The biggest problem for me is that all the characters are completely colourless, and never come to life. Even when they’re ranting and raving and falling apart, there’s no impact behind it, no emotional engagement. The facts of a child abduction, a guilt-ridden survivor, a cruel mother are not enough in themselves to arouse sympathy in the reader. After all, it's not an original idea, we've all read similar tales and seen them on TV. It needs something more from the author to make us feel for these characters. It doesn’t help that there is no real focus. Who is the book about? Is it Tina, the daughter who survives? Or is it Ruth, the police officer who stays with the case and the family over the years? And the story hops about from one character to another, never long enough or in enough depth to give any real insight into motivations.

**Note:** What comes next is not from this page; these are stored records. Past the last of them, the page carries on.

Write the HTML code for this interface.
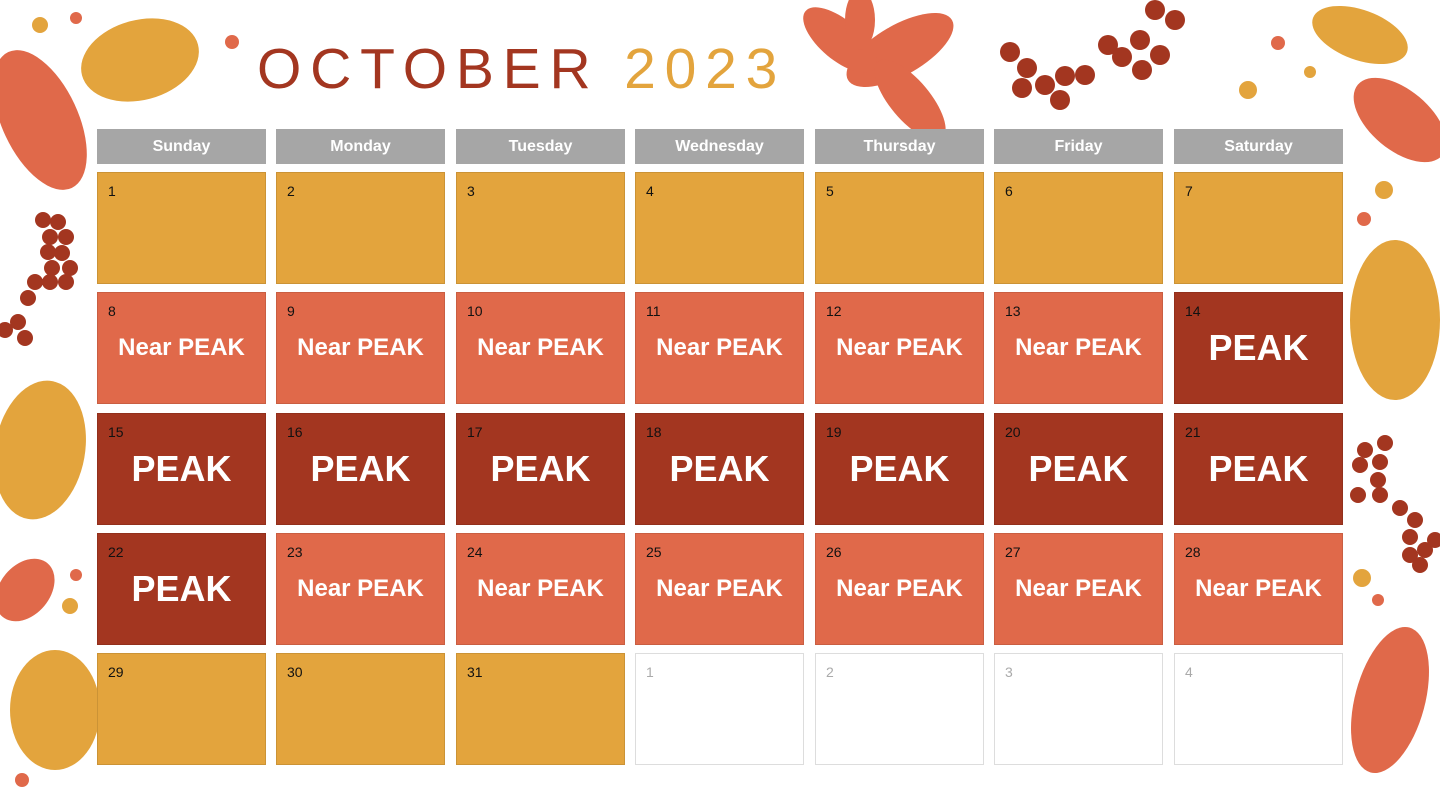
<!DOCTYPE html>
<html><head><meta charset="utf-8"><style>
body{margin:0;width:1440px;height:809px;overflow:hidden;background:#fff;position:relative;font-family:"Liberation Sans",sans-serif}
.t{position:absolute;left:257px;top:34px;font-size:57px;letter-spacing:8.8px;color:#A33620;white-space:nowrap;line-height:70px}
.t span{color:#E3A43D}
.c{position:absolute;width:169px;box-sizing:border-box;border:1px solid rgba(0,0,0,0.1)}
.h{height:35px;background:#A6A6A6;color:#fff;font-weight:bold;font-size:16px;text-align:center;line-height:36px;border:none}
.d{height:112px;font-size:14px;color:#111}
.d .n{position:absolute;left:10px;top:10px}
.o{background:#E3A43D}.r{background:#E0694A}.p{background:#A33620}.w{background:#fff;border-color:#ddd}.w .n{color:#aaa}
.l{position:absolute;left:0;right:0;top:41px;text-align:center;color:#fff;font-weight:bold;font-size:24px}
.pk{position:absolute;left:0;right:0;top:34px;text-align:center;color:#fff;font-weight:bold;font-size:36px}
svg{position:absolute;left:0;top:0}
</style></head><body>
<svg width="1440" height="809">
<g fill="#E0694A"><ellipse cx="40" cy="120" rx="38" ry="75" transform="rotate(-25 40 120)"/><ellipse cx="1400" cy="120" rx="30" ry="55" transform="rotate(-50 1400 120)"/><ellipse cx="25" cy="590" rx="25" ry="35" transform="rotate(40 25 590)"/><ellipse cx="1390" cy="700" rx="35" ry="75" transform="rotate(15 1390 700)"/><ellipse cx="900" cy="50" rx="25" ry="60" transform="rotate(60 900 50)"/><ellipse cx="840" cy="40" rx="20" ry="45" transform="rotate(-50 840 40)"/><ellipse cx="910" cy="100" rx="20" ry="50" transform="rotate(-40 910 100)"/><ellipse cx="860" cy="20" rx="15" ry="30"/></g>
<g fill="#E3A43D"><ellipse cx="140" cy="60" rx="60" ry="40" transform="rotate(-15 140 60)"/><ellipse cx="1360" cy="35" rx="50" ry="25" transform="rotate(20 1360 35)"/><ellipse cx="40" cy="450" rx="45" ry="70" transform="rotate(10 40 450)"/><ellipse cx="1395" cy="320" rx="45" ry="80"/><ellipse cx="55" cy="710" rx="45" ry="60"/><circle cx="40" cy="25" r="8"/><circle cx="1248" cy="90" r="9"/><circle cx="1384" cy="190" r="9"/><circle cx="70" cy="606" r="8"/><circle cx="1362" cy="578" r="9"/><circle cx="1310" cy="72" r="6"/></g>
<g fill="#A33620"><circle cx="1010" cy="52" r="10"/><circle cx="1027" cy="68" r="10"/><circle cx="1045" cy="85" r="10"/><circle cx="1060" cy="100" r="10"/><circle cx="1065" cy="76" r="10"/><circle cx="1085" cy="75" r="10"/><circle cx="1022" cy="88" r="10"/><circle cx="1108" cy="45" r="10"/><circle cx="1122" cy="57" r="10"/><circle cx="1140" cy="40" r="10"/><circle cx="1160" cy="55" r="10"/><circle cx="1155" cy="10" r="10"/><circle cx="1175" cy="20" r="10"/><circle cx="1142" cy="70" r="10"/><circle cx="43" cy="220" r="8"/><circle cx="58" cy="222" r="8"/><circle cx="50" cy="237" r="8"/><circle cx="66" cy="237" r="8"/><circle cx="48" cy="252" r="8"/><circle cx="62" cy="253" r="8"/><circle cx="52" cy="268" r="8"/><circle cx="70" cy="268" r="8"/><circle cx="35" cy="282" r="8"/><circle cx="50" cy="282" r="8"/><circle cx="66" cy="282" r="8"/><circle cx="28" cy="298" r="8"/><circle cx="18" cy="322" r="8"/><circle cx="5" cy="330" r="8"/><circle cx="25" cy="338" r="8"/><circle cx="1385" cy="443" r="8"/><circle cx="1365" cy="450" r="8"/><circle cx="1380" cy="462" r="8"/><circle cx="1360" cy="465" r="8"/><circle cx="1378" cy="480" r="8"/><circle cx="1358" cy="495" r="8"/><circle cx="1380" cy="495" r="8"/><circle cx="1400" cy="508" r="8"/><circle cx="1415" cy="520" r="8"/><circle cx="1410" cy="537" r="8"/><circle cx="1425" cy="550" r="8"/><circle cx="1410" cy="555" r="8"/><circle cx="1420" cy="565" r="8"/><circle cx="1435" cy="540" r="8"/></g>
<g fill="#E0694A"><circle cx="232" cy="42" r="7"/><circle cx="76" cy="18" r="6"/><circle cx="1278" cy="43" r="7"/><circle cx="1364" cy="219" r="7"/><circle cx="76" cy="575" r="6"/><circle cx="1378" cy="600" r="6"/><circle cx="22" cy="780" r="7"/></g>
</svg>
<div class="t">OCTOBER <span>2023</span></div>
<div id="g"></div>
<script>
var xs=[97,276,456,635,815,994,1174],ys=[172,292,413,533,653];
var days=["Sunday","Monday","Tuesday","Wednesday","Thursday","Friday","Saturday"];
var h="";
for(var i=0;i<7;i++)h+='<div class="c h" style="left:'+xs[i]+'px;top:129px">'+days[i]+'</div>';
for(var r=0;r<5;r++)for(var c=0;c<7;c++){
var n=r*7+c+1,cls,lab="";
if(n<=7||n>=29)cls="o";else if(n>=14&&n<=22){cls="p";lab='<div class="pk">PEAK</div>';}else{cls="r";lab='<div class="l">Near PEAK</div>';}
var num=n;if(n>31){num=n-31;cls="w";}
h+='<div class="c d '+cls+'" style="left:'+xs[c]+'px;top:'+ys[r]+'px"><span class="n">'+num+'</span>'+lab+'</div>';}
document.getElementById("g").innerHTML=h;
</script>
</body></html>
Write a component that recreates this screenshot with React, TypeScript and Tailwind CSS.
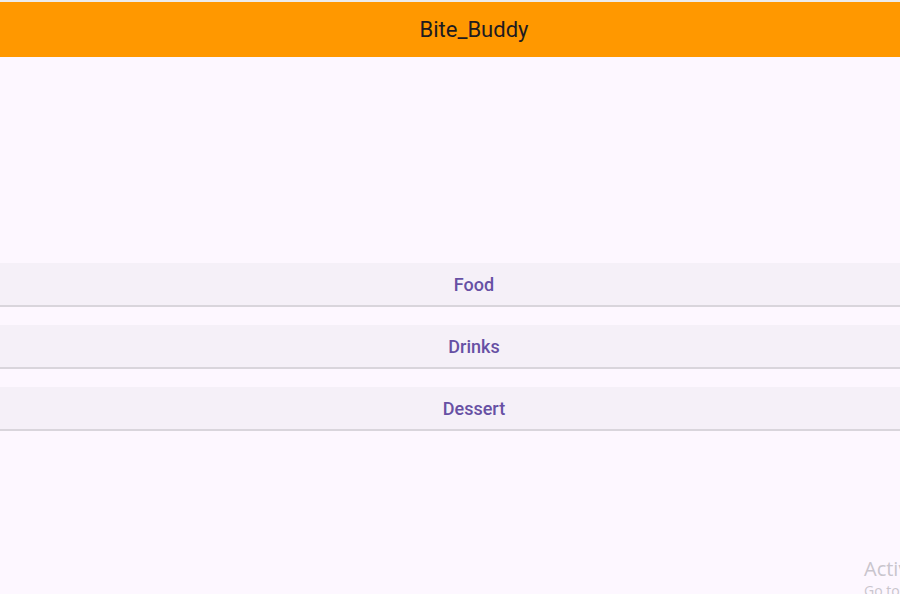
import React from "react";

export default function App() {
  const items = ["Food", "Drinks", "Dessert"];
  return (
    <div className="relative w-[900px] h-[594px] overflow-hidden bg-[#fdf7ff]" style={{ fontFamily: "Roboto, sans-serif" }}>
      <div className="w-[948px]">
        <div className="h-[2px] bg-[#ececec]" />
        <div className="h-[55px] bg-[#ff9800] flex items-center justify-center">
          <span className="text-[22px] text-[#1d1b20] leading-none">Bite_Buddy</span>
        </div>
        <div className="pt-[206px] flex flex-col gap-[18px]">
          {items.map((t) => (
            <div key={t} className="h-[44px] bg-[#f5f0f8] border-b-2 border-[#d9d5dc] flex items-center justify-center">
              <span className="text-[18px] font-medium text-[#6750a4]">{t}</span>
            </div>
          ))}
        </div>
      </div>
      <div className="absolute left-[864px] top-[556px] whitespace-nowrap text-[#c9c5cd]" style={{ fontFamily: "'Open Sans', sans-serif" }}>
        <div className="text-[20px] leading-[26px]">Activate Windows</div>
        <div className="text-[14px] leading-[18px]">Go to Settings to activate Windows.</div>
      </div>
    </div>
  );
}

Another problem is that the settings are not terribly convincing. There’s no sense of place (apart from the odd use of ‘pet’ to suggest the north-east, and name-dropping one or two real locations), and the prison seems to be a terribly nice, cosy affair, less brutal than the average girls’ school, where the inmates fall out over a bar of chocolate. The police don’t seem very convincing, either. Right the way through, they fail to ask obvious questions and follow up on possibilities that would occur to any reasonably sensible person.

However, once the police manage to get themselves on track, the book beomes something of a page turner, although there's never any real tension. It's not just the prison inmates who are unusually nice here, even the child abductors are mild-mannered gentle souls, shocked by the occasional swear word and clearly incapable of actual violence, so despite the police flap, the reader feels no real fear that the abductees will ever be killed. This is revealed at an early stage, along with the abductors' motives, so the only real excitement comes from watching the police gradually circle in on the perpetrators.

And then it ends, just like that, leaving readers to imagine for themselves just what would become of the various characters, which isn't very satisfactory. On the whole, this is a readable little book with a few logic flaws, which suffers from trying to cover too many aspects of the story. I get the point of the prison story, another instance of a vulnerable youngster falling under the influence of a strong character, just like the obedient young people of the church, but it felt like an unnecessary distraction. The story would have been stronger, I think, if it had focused solely on one side or another. This just about scrapes three stars.